Museum director Simone Wicha, who recently published an op-ed about her strategy in the Wall Street Journal, began thinking about ways to redeploy staffers who were unable to work during a prolonged shutdown in new ways.

“I was distraught about what [the shutdown] might mean for our team, and started realigning the budget immediately to prevent layoffs,” Wicha told Artnet News in an email. “Beyond the financial challenges, I was especially mindful that losing our sense of purpose as a team or having individuals whose job was suddenly obsolete would create tremendous anxiety—and that’s not healthy.”

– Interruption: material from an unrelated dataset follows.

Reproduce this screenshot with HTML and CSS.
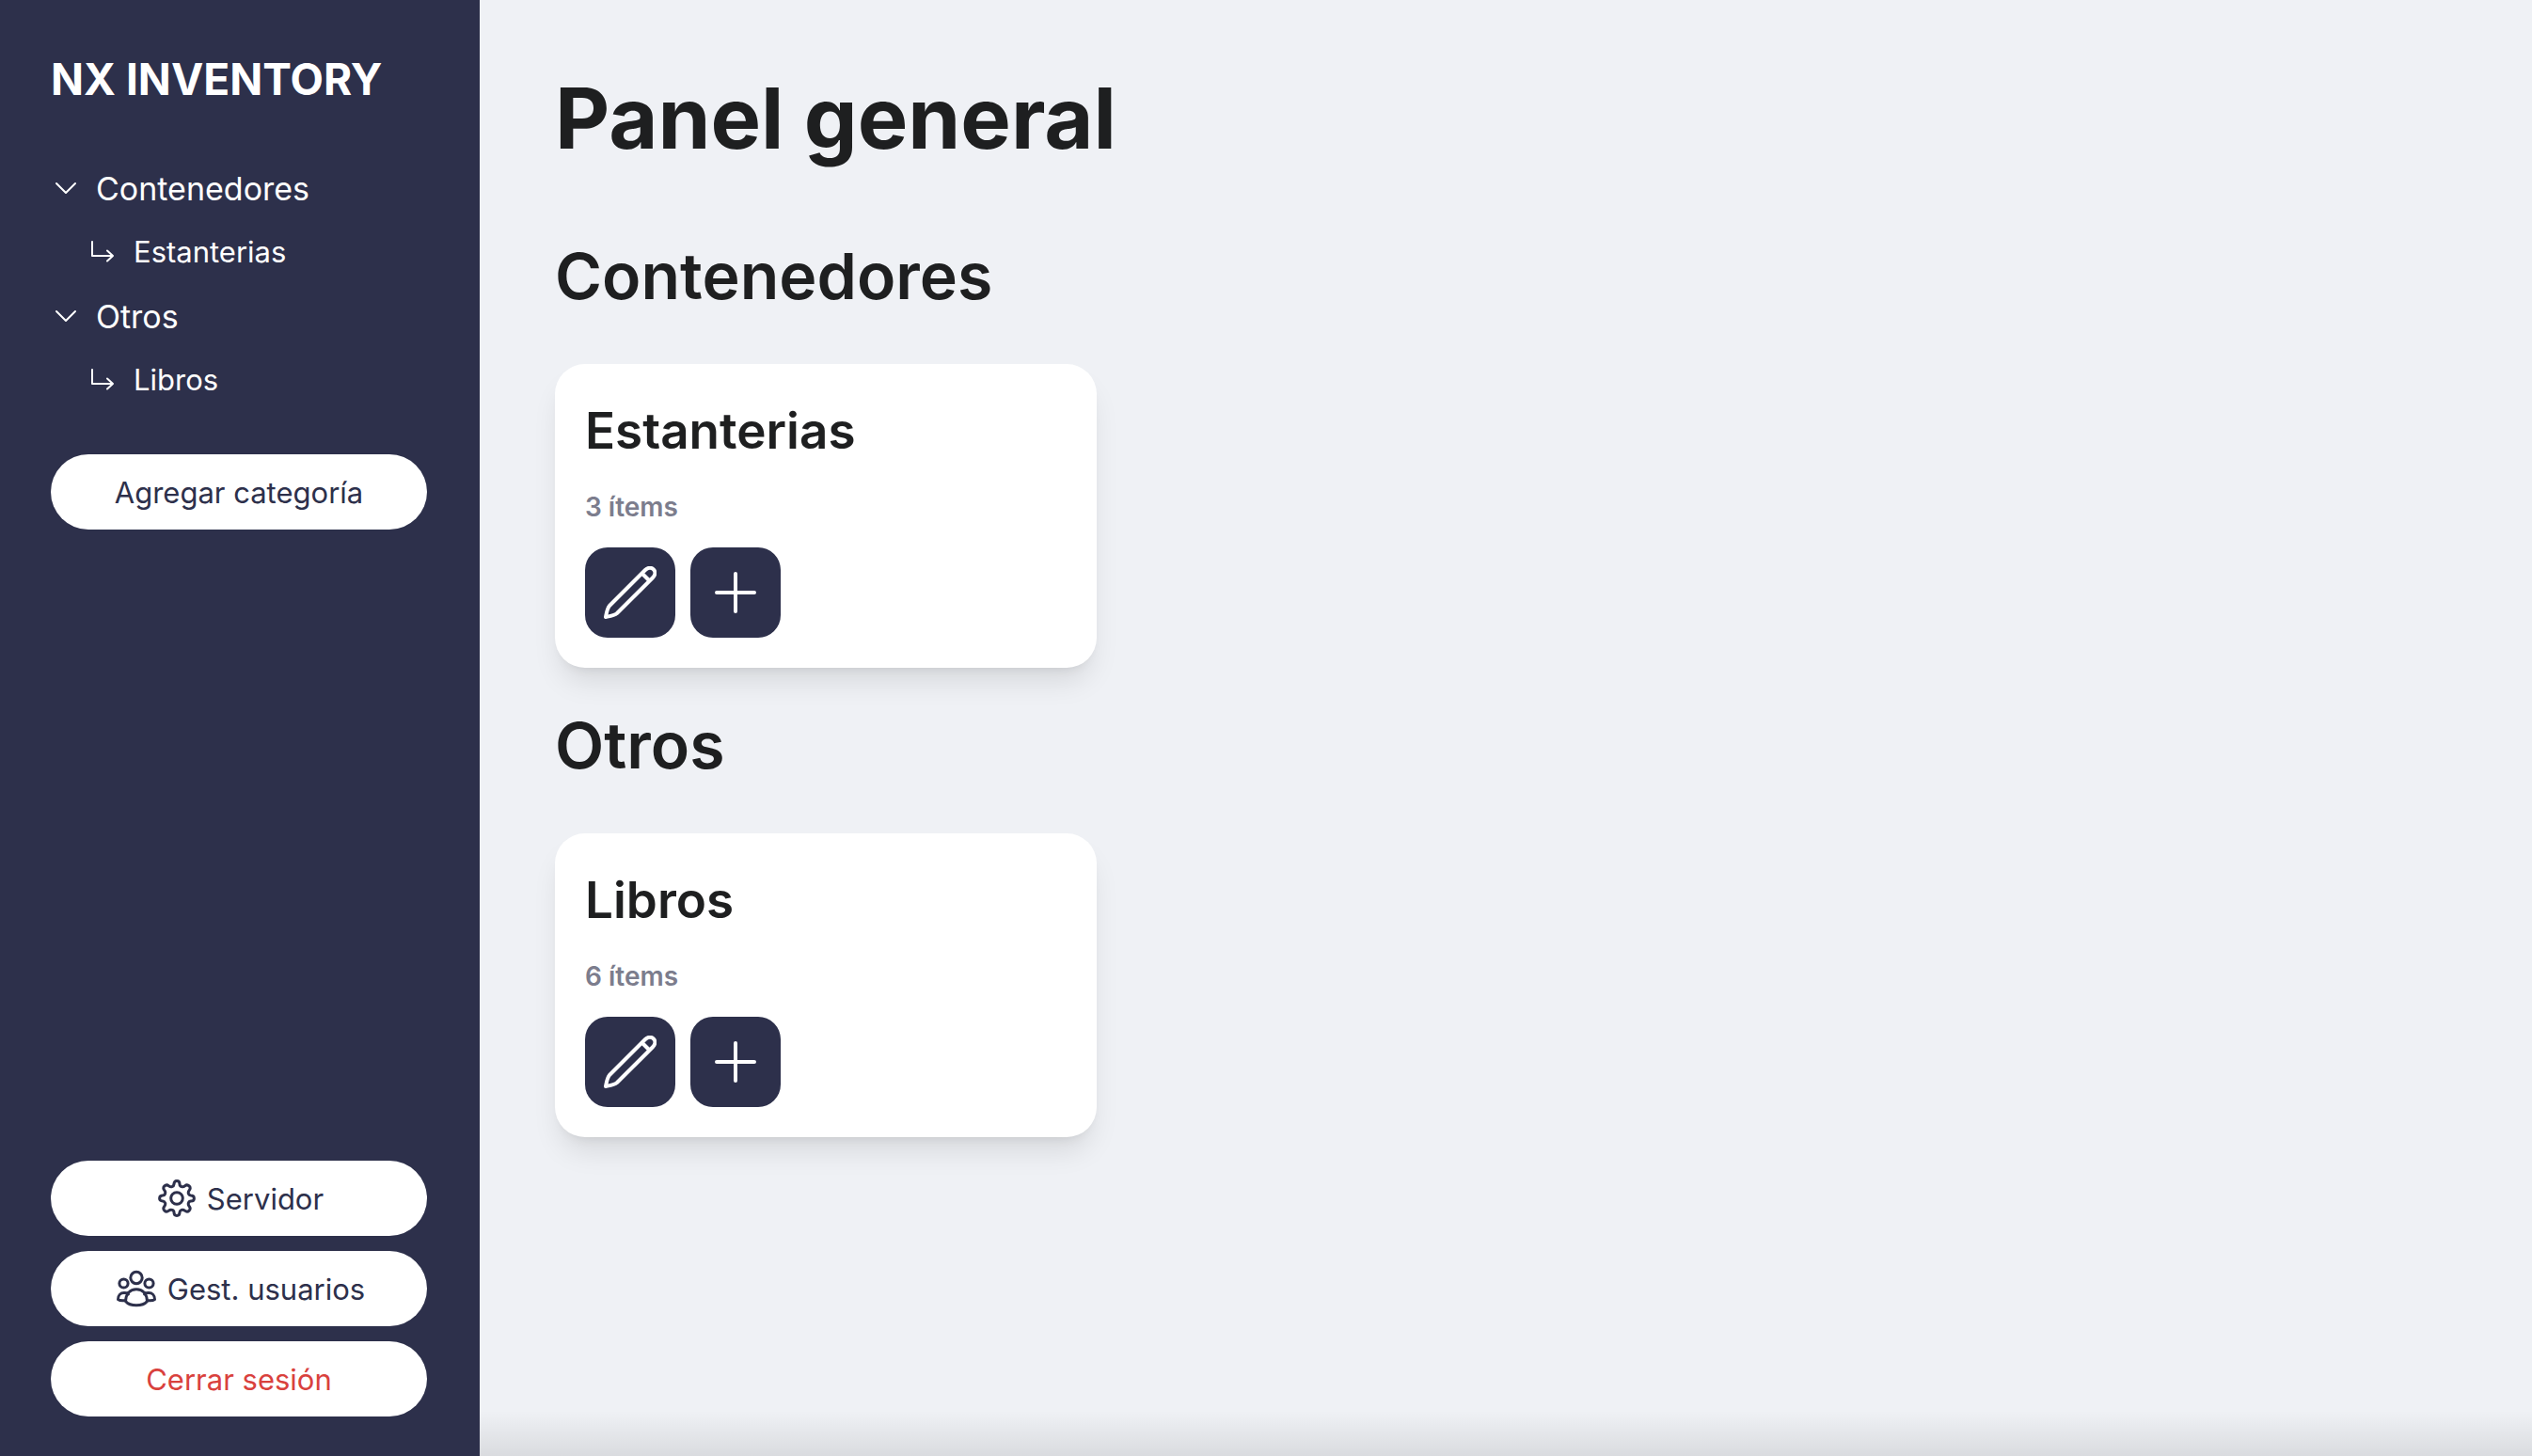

With that in mind, she asked the museum’s department heads to identify potential projects to work on during the lockdown—things that normally would be pushed to the bottom of the to-do list by more pressing day-to-day needs. Then Wicha drafted a questionnaire for staffers, asking them to evaluate their skills in areas not necessarily related to their regular job responsibilities—were they a Photoshop whiz? A great writer?

Wicha then matched the 32 employees whose jobs were most at risk to 30 new lockdown projects.

“I already knew that our staff was multitalented, smart, and adaptable,” she said. “The surprise has been in learning about their specific talents.”

Image of the Blanton Museum in Austin, which has so far avoiding layoffs. Image courtesy Blanton Museum of Art.

The Blanton Museum in Austin, which has so far avoided layoffs. Image courtesy of the Blanton Museum of Art.

The maintenance man stopped worrying about paint touchups and HVAC repair and started assisting the development department by drafting thank you notes for donors, making use of his beautiful handwriting. Security guards were redeployed to add “alt text,” or descriptions for the visually impaired, to images on the museum website. Art handlers and event planners have been doing collection research about the museum’s lesser-known artists.

More than just busy work, these tasks will help the museum long-term as it looks to bounce back from the extended closure. And not only are they keeping staff on the payroll, these new responsibilities have been good for morale.

“I’ve heard directly from various staff members about how they’ve enjoyed interacting with others not usually involved in their workday routine, and how they’re proud of advancing the museum’s mission for our community,” said Wicha. “Some of the staff is really getting to stretch and develop new skills that I know will serve them and us well in the future.”

The Blanton Museum of Art at the University of Texas, Austin. Photo by Benjamin Sutton.

The Blanton Museum of Art at the University of Texas, Austin. Photo by Benjamin Sutton.

Although these measures have been a success, the Blanton’s finances are still shaky, and will likely remain so even after reopening.

The Blanton’s annual operating budget is an average of $7.7 million, and the university provides about 18 percent of that, making admissions from visitors and fundraising its primary sources of income. With the doors closed, that money would no longer be coming in, but some 40 percent of the museum’s expenses went toward programming and departmental needs—installation costs, advertising, summer programming—which Wicha could cut. The rest represented salaries and benefits for the staff of 70.

“The fact is, like many of our colleagues across the country, we expect a decline in attendance when we reopen, because of social distancing and the new norms of everyday life. The financial challenge will continue, because we’ll be serving a fraction of our normal visitors and with that comes a fraction of the income,” Wicha said. “We’ll have to continue to be thoughtful and creative about our program in order to avoid layoffs in the future.”

Texas museums have had the green light to open since the beginning of the month, but many have not jumped at the opportunity. This weekend, the Museum of Fine Arts, Houston, became the nation’s first major art museum to welcome back visitors after lockdown, and the San Antonio Museum of Art will follow today.

The Blanton will remained closed through at least the end of June, when the University of Texas plans to announce its reopening plans.

“It will be a whole new experience for us and for our visitors,” Wicha said. “But I believe that sharing beautiful experiences around works of art will bring us—and keep us—together.”